More immediately, Starmer’s grip on his party is in question. While he and his team are keen to play down talk of disunity, most accept governing will be tricky in the party’s current state. ‘You would need to have collective responsibility on foreign policy,’ says a Labour old-timer. ‘The fact he can’t manage it speaks volumes.’ Some in Starmer’s inner circle complain that he should be focused on the cost of living rather than foreign policy debates, which have much less resonance with most voters.

But they are likely to be disappointed. It’s not just Israel/Palestine that could become an open sore for the party. There are two upcoming foreign elections that could cause Starmer a lot of trouble. The first is November’s US presidential campaign, which could overlap with the UK general election for the first time since 1964. If it looks as if Donald Trump will return to the White House, Starmer will need to choose between statesman-like comments or playing to his base.
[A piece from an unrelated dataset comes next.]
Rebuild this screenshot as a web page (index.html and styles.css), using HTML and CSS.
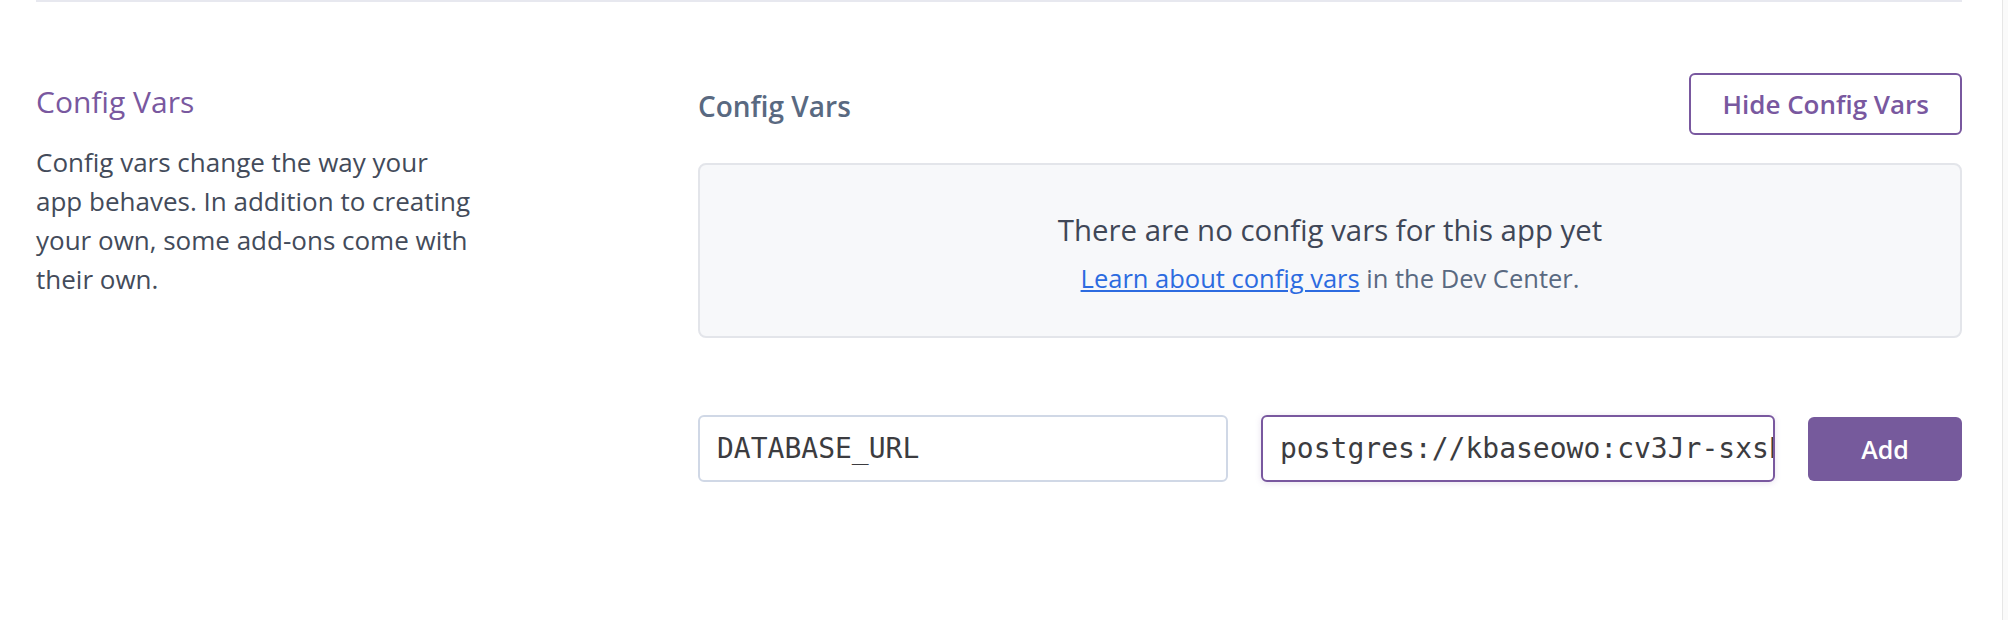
FILE: index.html
```html
<!DOCTYPE html>
<html lang="en">
<head>
<meta charset="utf-8">
<title>Config Vars</title>
<link rel="stylesheet" href="styles.css">
</head>
<body>
<div class="page">
  <main class="main">
    <section class="settings-section">
      <div class="section-info">
        <h2 class="section-title">Config Vars</h2>
        <p class="section-desc">Config vars change the way your app behaves. In addition to creating your own, some add-ons come with their own.</p>
      </div>
      <div class="section-body">
        <div class="body-header">
          <h3 class="body-title">Config Vars</h3>
          <button class="btn-outline" type="button">Hide Config Vars</button>
        </div>
        <div class="empty-box">
          <p class="empty-title">There are no config vars for this app yet</p>
          <p class="empty-sub"><a href="#">Learn about config vars</a> in the Dev Center.</p>
        </div>
        <form class="var-row">
          <input class="var-input key" type="text" value="DATABASE_URL">
          <input class="var-input value" type="text" value="postgres://kbaseowo:cv3Jr-sxsEkq9WfLz@raja.db.elephantsql.com/kbaseowo">
          <button class="btn-primary" type="button">Add</button>
        </form>
      </div>
    </section>
  </main>
  <div class="scrollbar"></div>
</div>
</body>
</html>
```

FILE: styles.css
```css
html, body {
  margin: 0;
  height: 100%;
}
body {
  font-family: "Open Sans", "Liberation Sans", sans-serif;
  background: #fff;
  overflow: hidden;
}
.page {
  display: flex;
  height: 620px;
}
.main {
  flex: 1;
  padding: 0 40px 0 36px;
}
.settings-section {
  border-top: 2px solid #e7e8ef;
  display: flex;
  padding-top: 71px;
}
.section-info {
  width: 662px;
  flex-shrink: 0;
  padding-top: 9px;
}
.section-title {
  margin: 0;
  font-size: 30px;
  font-weight: 400;
  line-height: 40px;
  color: #79589f;
}
.section-desc {
  margin: 21px 0 0;
  width: 437px;
  font-size: 26px;
  line-height: 39px;
  color: #434b5a;
}
.section-body {
  flex: 1;
}
.body-header {
  display: flex;
  justify-content: space-between;
  align-items: center;
}
.body-title {
  margin: 4px 0 0;
  font-size: 28px;
  font-weight: 600;
  color: #596981;
}
.btn-outline {
  height: 62px;
  padding: 0 31px;
  border: 2px solid #79589f;
  border-radius: 6px;
  background: #fff;
  color: #79589f;
  font: 600 26px "Open Sans", "Liberation Sans", sans-serif;
}
.empty-box {
  margin-top: 28px;
  border: 2px solid #e3e5ea;
  border-radius: 8px;
  background: #f7f8fa;
  text-align: center;
  padding: 46px 20px 38px;
}
.empty-title {
  margin: 0;
  font-size: 29.4px;
  line-height: 39px;
  color: #3f4757;
}
.empty-sub {
  margin: 8px 0 0;
  font-size: 25.5px;
  line-height: 40px;
  color: #596981;
}
.empty-sub a {
  color: #2c6be0;
  text-decoration: underline;
}
.var-row {
  display: flex;
  align-items: center;
  gap: 33px;
  margin: 77px 0 0;
}
.var-input {
  box-sizing: border-box;
  height: 67px;
  border: 2px solid #d0d8e6;
  border-radius: 6px;
  padding: 0 0 0 17px;
  font: 28px "DejaVu Sans Mono", "Liberation Mono", monospace;
  color: #3c3c40;
  background: #fff;
  outline: none;
}
.key {
  width: 530px;
}
.value {
  width: 514px;
  border-color: #79589f;
  box-shadow: 0 1px 6px rgba(121, 88, 159, 0.18);
}
.btn-primary {
  width: 154px;
  height: 64px;
  border: 0;
  border-radius: 6px;
  background: #765a9c;
  color: #fff;
  font: 600 25px "Open Sans", "Liberation Sans", sans-serif;
}
.scrollbar {
  width: 5px;
  border-left: 1px solid #e6e6e6;
  background: #fafafa;
}
```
His shadow foreign secretary, David Lammy, joined a protest in 2018 trying to bar Trump – ‘this tyrant in a toupee’ – from a UK state visit.
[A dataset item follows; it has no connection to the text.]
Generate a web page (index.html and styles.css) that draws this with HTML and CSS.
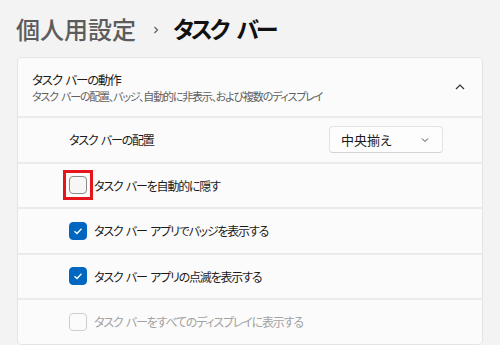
FILE: index.html
```html
<!DOCTYPE html>
<html lang="ja">
<head>
<meta charset="utf-8">
<link rel="stylesheet" href="styles.css">
</head>
<body>
<div class="page">
  <h1 class="crumbs">
    <span class="crumb-parent">個人用設定</span>
    <svg class="crumb-sep" width="10" height="10" viewBox="0 0 10 10"><path d="M3.5 2 L6.5 5 L3.5 8" fill="none" stroke="#5f5f5f" stroke-width="1.2"/></svg>
    <span class="crumb-current">タスク バー</span>
  </h1>
  <div class="expander">
    <div class="exp-header">
      <div class="exp-text">
        <div class="exp-title">タスク バーの動作</div>
        <div class="exp-sub">タスク バーの配置、バッジ、自動的に非表示、および複数のディスプレイ</div>
      </div>
      <svg class="exp-chev" width="12" height="12" viewBox="0 0 12 12"><path d="M2 8 L6 4 L10 8" fill="none" stroke="#333" stroke-width="1.2"/></svg>
    </div>
    <div class="row">
      <span class="row-label indent">タスク バーの配置</span>
      <div class="combo">
        <span>中央揃え</span>
        <svg width="10" height="10" viewBox="0 0 10 10"><path d="M2 3.5 L5 6.5 L8 3.5" fill="none" stroke="#444" stroke-width="1"/></svg>
      </div>
    </div>
    <div class="row">
      <span class="hl"><span class="cb"></span></span>
      <span class="row-label tight">タスク バーを自動的に隠す</span>
    </div>
    <div class="row">
      <span class="cb-wrap"><span class="cb checked"><svg width="12" height="12" viewBox="0 0 12 12"><path d="M2.5 6.2 L5 8.5 L9.5 3.8" fill="none" stroke="#fff" stroke-width="1.3"/></svg></span></span>
      <span class="row-label">タスク バー アプリでバッジを表示する</span>
    </div>
    <div class="row">
      <span class="cb-wrap"><span class="cb checked"><svg width="12" height="12" viewBox="0 0 12 12"><path d="M2.5 6.2 L5 8.5 L9.5 3.8" fill="none" stroke="#fff" stroke-width="1.3"/></svg></span></span>
      <span class="row-label">タスク バー アプリの点滅を表示する</span>
    </div>
    <div class="row">
      <span class="cb-wrap"><span class="cb disabled"></span></span>
      <span class="row-label muted">タスク バーをすべてのディスプレイに表示する</span>
    </div>
  </div>
</div>
</body>
</html>
```

FILE: styles.css
```css
* { box-sizing: border-box; }
html, body {
  margin: 0;
  padding: 0;
  background: #f3f3f3;
  width: 500px;
  height: 345px;
  overflow: hidden;
  font-family: "Noto Sans CJK JP", "Noto Sans", sans-serif;
  font-feature-settings: "palt";
  color: #1b1b1b;
}
.page {
  padding: 12px 17px 0 17px;
}
.crumbs {
  margin: 0;
  height: 33px;
  display: flex;
  align-items: center;
  font-size: 24px;
  font-weight: 500;
  line-height: 33px;
  margin-left: -1px;
}
.crumb-parent { color: #5c5c5c; font-weight: 500; }
.crumb-sep { margin: 2px 12px 0 15px; }
.crumb-current { color: #111; font-weight: 700; font-size: 23px; letter-spacing: -3px; word-spacing: 7px; }
.expander {
  margin-top: 12px;
  display: flex;
  flex-direction: column;
  gap: 2px;
  background: #ebebeb;
  border: 1px solid #e4e4e4;
  border-radius: 5px;
  overflow: hidden;
}
.exp-header {
  height: 58px;
  background: #fbfbfb;
  display: flex;
  align-items: center;
  justify-content: space-between;
  padding: 0 16px 0 14px;
}
.exp-text { display: flex; flex-direction: column; }
.exp-title { font-size: 12.5px; line-height: 18px; color: #1b1b1b; letter-spacing: -1.2px; word-spacing: 2px; }
.exp-sub { font-size: 11px; line-height: 15px; color: #5f5f5f; letter-spacing: -1.2px; word-spacing: 2px; }
.row {
  height: 43.5px;
  background: #fbfbfb;
  display: flex;
  align-items: center;
  padding-left: 50px;
  padding-right: 39px;
}
.row-label { font-size: 12px; color: #1b1b1b; letter-spacing: -1.2px; word-spacing: 2px; }
.row-label.indent { flex: 1; margin-left: 1px; }
.row-label.muted { color: #a2a2a2; }
.combo {
  width: 114px;
  height: 27px;
  background: #fdfdfd;
  border: 1px solid #e3e3e3;
  border-bottom-color: #d4d4d4;
  border-radius: 4px;
  display: flex;
  align-items: center;
  justify-content: space-between;
  padding: 0 12px 0 11px;
  font-size: 13px;
  color: #1b1b1b;
}
.hl {
  width: 30px;
  height: 30px;
  margin-left: -5px;
  border: 3px solid #e8141c;
  display: flex;
  align-items: center;
  justify-content: center;
  margin-right: 1px;
}
.cb-wrap {
  width: 24px;
  display: flex;
  align-items: center;
  justify-content: flex-start;
  margin-left: 1px;
  margin-right: 1px;
}
.cb {
  width: 18px;
  height: 18px;
  border-radius: 4px;
  border: 1px solid #8a8a8a;
  background: #f6f6f6;
  display: flex;
  align-items: center;
  justify-content: center;
}
.cb.checked { background: #0067c0; border-color: #0067c0; }
.cb.disabled { border-color: #cfcfcf; background: #fbfbfb; }
```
The Indian general election in the spring will cause even more trouble for Starmer. He wants to win back Indian voters – the UK’s largest ethnic minority community – who abandoned Labour in large numbers in 2019 after the party voted for a motion at conference criticising India’s actions towards Muslim-majority Kashmir. Starmer has already changed the party position to be more supportive of the Modi government. Yet in the Batley and Spen by-election in 2021, where votes from Muslim communities were needed, a Labour leaflet was issued with a picture of Modi and Boris Johnson together, suggesting that a Tory MP would not be good for their interests. As Modi seeks re-election, Starmer will once again come under pressure to take a side.

In all these cases, the problem for the Labour leader is that the things he needs to say in order to show that he’s serious about governing are the same things that will put him in a difficult position with large portions of his party.